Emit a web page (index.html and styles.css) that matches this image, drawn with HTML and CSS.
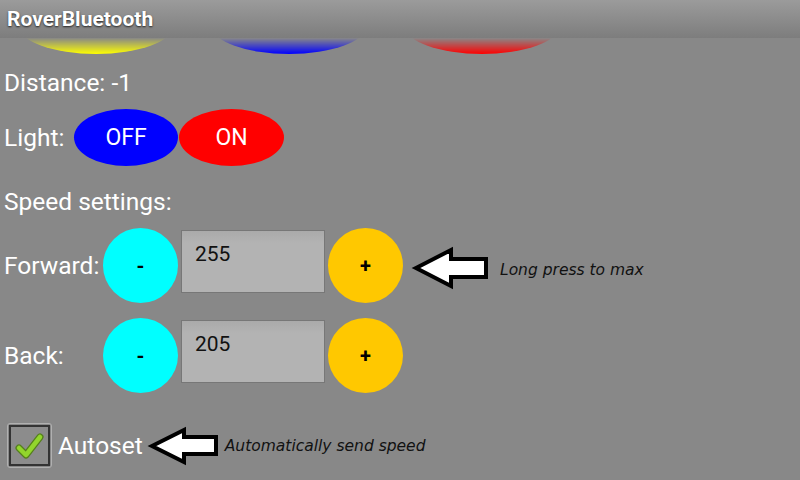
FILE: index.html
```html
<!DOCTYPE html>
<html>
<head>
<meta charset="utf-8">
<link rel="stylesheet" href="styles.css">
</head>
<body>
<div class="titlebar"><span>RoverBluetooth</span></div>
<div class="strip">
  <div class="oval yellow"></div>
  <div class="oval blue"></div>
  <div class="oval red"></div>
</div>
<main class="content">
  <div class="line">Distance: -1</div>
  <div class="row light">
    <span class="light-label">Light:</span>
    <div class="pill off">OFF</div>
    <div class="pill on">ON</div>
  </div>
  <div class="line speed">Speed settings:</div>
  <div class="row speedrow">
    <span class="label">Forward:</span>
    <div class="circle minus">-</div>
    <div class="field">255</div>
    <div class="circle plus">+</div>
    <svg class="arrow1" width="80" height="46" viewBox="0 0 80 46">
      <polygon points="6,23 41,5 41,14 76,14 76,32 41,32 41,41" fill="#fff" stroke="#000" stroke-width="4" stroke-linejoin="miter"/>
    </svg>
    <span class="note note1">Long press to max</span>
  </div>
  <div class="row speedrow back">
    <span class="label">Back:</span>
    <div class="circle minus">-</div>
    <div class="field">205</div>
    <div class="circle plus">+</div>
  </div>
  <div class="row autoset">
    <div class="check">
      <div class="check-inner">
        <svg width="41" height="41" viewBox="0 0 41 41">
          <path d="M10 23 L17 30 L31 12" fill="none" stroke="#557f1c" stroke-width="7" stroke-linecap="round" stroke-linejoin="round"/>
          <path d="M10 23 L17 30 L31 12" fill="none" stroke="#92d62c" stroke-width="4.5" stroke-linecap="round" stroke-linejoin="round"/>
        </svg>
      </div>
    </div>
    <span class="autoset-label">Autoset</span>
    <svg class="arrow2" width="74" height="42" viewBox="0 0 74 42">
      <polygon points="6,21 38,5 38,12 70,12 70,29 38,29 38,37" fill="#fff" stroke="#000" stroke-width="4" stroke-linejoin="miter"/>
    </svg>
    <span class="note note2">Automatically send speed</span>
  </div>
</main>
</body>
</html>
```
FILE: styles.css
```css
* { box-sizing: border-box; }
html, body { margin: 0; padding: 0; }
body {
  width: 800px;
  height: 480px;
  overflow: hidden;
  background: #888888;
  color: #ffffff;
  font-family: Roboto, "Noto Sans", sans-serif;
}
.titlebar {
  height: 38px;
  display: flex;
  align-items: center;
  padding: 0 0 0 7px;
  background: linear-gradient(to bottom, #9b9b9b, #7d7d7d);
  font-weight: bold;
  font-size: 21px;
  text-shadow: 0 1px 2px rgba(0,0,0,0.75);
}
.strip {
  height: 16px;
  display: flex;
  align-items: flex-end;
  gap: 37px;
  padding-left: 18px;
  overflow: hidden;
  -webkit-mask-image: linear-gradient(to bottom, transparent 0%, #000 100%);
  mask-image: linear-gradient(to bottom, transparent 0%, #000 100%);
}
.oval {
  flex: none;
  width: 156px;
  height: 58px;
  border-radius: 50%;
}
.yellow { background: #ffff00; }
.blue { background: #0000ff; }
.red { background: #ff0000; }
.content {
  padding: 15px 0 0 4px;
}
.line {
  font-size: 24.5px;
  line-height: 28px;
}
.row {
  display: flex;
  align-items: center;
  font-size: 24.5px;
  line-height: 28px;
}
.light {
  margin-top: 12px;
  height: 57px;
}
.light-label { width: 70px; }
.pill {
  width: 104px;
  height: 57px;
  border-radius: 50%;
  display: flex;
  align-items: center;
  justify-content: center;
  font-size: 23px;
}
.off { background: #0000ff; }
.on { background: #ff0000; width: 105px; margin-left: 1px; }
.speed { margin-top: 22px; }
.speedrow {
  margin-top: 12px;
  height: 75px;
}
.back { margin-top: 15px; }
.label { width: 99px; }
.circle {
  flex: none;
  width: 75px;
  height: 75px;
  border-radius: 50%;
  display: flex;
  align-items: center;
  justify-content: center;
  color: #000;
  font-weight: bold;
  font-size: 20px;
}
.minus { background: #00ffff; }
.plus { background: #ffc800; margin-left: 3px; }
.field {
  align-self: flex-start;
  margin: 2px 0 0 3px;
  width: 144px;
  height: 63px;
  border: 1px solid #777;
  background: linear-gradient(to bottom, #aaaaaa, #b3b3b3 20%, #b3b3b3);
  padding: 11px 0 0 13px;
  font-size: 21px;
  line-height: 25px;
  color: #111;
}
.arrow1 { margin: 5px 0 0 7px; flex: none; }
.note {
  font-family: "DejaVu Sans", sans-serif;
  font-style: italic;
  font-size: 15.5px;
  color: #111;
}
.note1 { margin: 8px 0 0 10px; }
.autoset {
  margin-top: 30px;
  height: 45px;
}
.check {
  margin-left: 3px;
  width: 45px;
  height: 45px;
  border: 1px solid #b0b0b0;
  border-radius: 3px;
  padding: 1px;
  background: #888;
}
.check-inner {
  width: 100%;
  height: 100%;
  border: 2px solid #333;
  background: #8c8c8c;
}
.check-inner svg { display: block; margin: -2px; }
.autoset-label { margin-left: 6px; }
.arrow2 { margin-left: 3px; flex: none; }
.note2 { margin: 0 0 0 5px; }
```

Written request: The data above should be repeated exactly, minus any pictures.

Response to this exercise:
Emit a web page (index.html and styles.css) that matches this image, drawn with HTML and CSS.
FILE: index.html
```html
<!DOCTYPE html>
<html>
<head>
<meta charset="utf-8">
<link rel="stylesheet" href="styles.css">
</head>
<body>
<div class="titlebar"><span>RoverBluetooth</span></div>
<div class="strip">
  <div class="oval yellow"></div>
  <div class="oval blue"></div>
  <div class="oval red"></div>
</div>
<main class="content">
  <div class="line">Distance: -1</div>
  <div class="row light">
    <span class="light-label">Light:</span>
    <div class="pill off">OFF</div>
    <div class="pill on">ON</div>
  </div>
  <div class="line speed">Speed settings:</div>
  <div class="row speedrow">
    <span class="label">Forward:</span>
    <div class="circle minus">-</div>
    <div class="field">255</div>
    <div class="circle plus">+</div>
    <svg class="arrow1" width="80" height="46" viewBox="0 0 80 46">
      <polygon points="6,23 41,5 41,14 76,14 76,32 41,32 41,41" fill="#fff" stroke="#000" stroke-width="4" stroke-linejoin="miter"/>
    </svg>
    <span class="note note1">Long press to max</span>
  </div>
  <div class="row speedrow back">
    <span class="label">Back:</span>
    <div class="circle minus">-</div>
    <div class="field">205</div>
    <div class="circle plus">+</div>
  </div>
  <div class="row autoset">
    <div class="check">
      <div class="check-inner">
        <svg width="41" height="41" viewBox="0 0 41 41">
          <path d="M10 23 L17 30 L31 12" fill="none" stroke="#557f1c" stroke-width="7" stroke-linecap="round" stroke-linejoin="round"/>
          <path d="M10 23 L17 30 L31 12" fill="none" stroke="#92d62c" stroke-width="4.5" stroke-linecap="round" stroke-linejoin="round"/>
        </svg>
      </div>
    </div>
    <span class="autoset-label">Autoset</span>
    <svg class="arrow2" width="74" height="42" viewBox="0 0 74 42">
      <polygon points="6,21 38,5 38,12 70,12 70,29 38,29 38,37" fill="#fff" stroke="#000" stroke-width="4" stroke-linejoin="miter"/>
    </svg>
    <span class="note note2">Automatically send speed</span>
  </div>
</main>
</body>
</html>
```
FILE: styles.css
```css
* { box-sizing: border-box; }
html, body { margin: 0; padding: 0; }
body {
  width: 800px;
  height: 480px;
  overflow: hidden;
  background: #888888;
  color: #ffffff;
  font-family: Roboto, "Noto Sans", sans-serif;
}
.titlebar {
  height: 38px;
  display: flex;
  align-items: center;
  padding: 0 0 0 7px;
  background: linear-gradient(to bottom, #9b9b9b, #7d7d7d);
  font-weight: bold;
  font-size: 21px;
  text-shadow: 0 1px 2px rgba(0,0,0,0.75);
}
.strip {
  height: 16px;
  display: flex;
  align-items: flex-end;
  gap: 37px;
  padding-left: 18px;
  overflow: hidden;
  -webkit-mask-image: linear-gradient(to bottom, transparent 0%, #000 100%);
  mask-image: linear-gradient(to bottom, transparent 0%, #000 100%);
}
.oval {
  flex: none;
  width: 156px;
  height: 58px;
  border-radius: 50%;
}
.yellow { background: #ffff00; }
.blue { background: #0000ff; }
.red { background: #ff0000; }
.content {
  padding: 15px 0 0 4px;
}
.line {
  font-size: 24.5px;
  line-height: 28px;
}
.row {
  display: flex;
  align-items: center;
  font-size: 24.5px;
  line-height: 28px;
}
.light {
  margin-top: 12px;
  height: 57px;
}
.light-label { width: 70px; }
.pill {
  width: 104px;
  height: 57px;
  border-radius: 50%;
  display: flex;
  align-items: center;
  justify-content: center;
  font-size: 23px;
}
.off { background: #0000ff; }
.on { background: #ff0000; width: 105px; margin-left: 1px; }
.speed { margin-top: 22px; }
.speedrow {
  margin-top: 12px;
  height: 75px;
}
.back { margin-top: 15px; }
.label { width: 99px; }
.circle {
  flex: none;
  width: 75px;
  height: 75px;
  border-radius: 50%;
  display: flex;
  align-items: center;
  justify-content: center;
  color: #000;
  font-weight: bold;
  font-size: 20px;
}
.minus { background: #00ffff; }
.plus { background: #ffc800; margin-left: 3px; }
.field {
  align-self: flex-start;
  margin: 2px 0 0 3px;
  width: 144px;
  height: 63px;
  border: 1px solid #777;
  background: linear-gradient(to bottom, #aaaaaa, #b3b3b3 20%, #b3b3b3);
  padding: 11px 0 0 13px;
  font-size: 21px;
  line-height: 25px;
  color: #111;
}
.arrow1 { margin: 5px 0 0 7px; flex: none; }
.note {
  font-family: "DejaVu Sans", sans-serif;
  font-style: italic;
  font-size: 15.5px;
  color: #111;
}
.note1 { margin: 8px 0 0 10px; }
.autoset {
  margin-top: 30px;
  height: 45px;
}
.check {
  margin-left: 3px;
  width: 45px;
  height: 45px;
  border: 1px solid #b0b0b0;
  border-radius: 3px;
  padding: 1px;
  background: #888;
}
.check-inner {
  width: 100%;
  height: 100%;
  border: 2px solid #333;
  background: #8c8c8c;
}
.check-inner svg { display: block; margin: -2px; }
.autoset-label { margin-left: 6px; }
.arrow2 { margin-left: 3px; flex: none; }
.note2 { margin: 0 0 0 5px; }
```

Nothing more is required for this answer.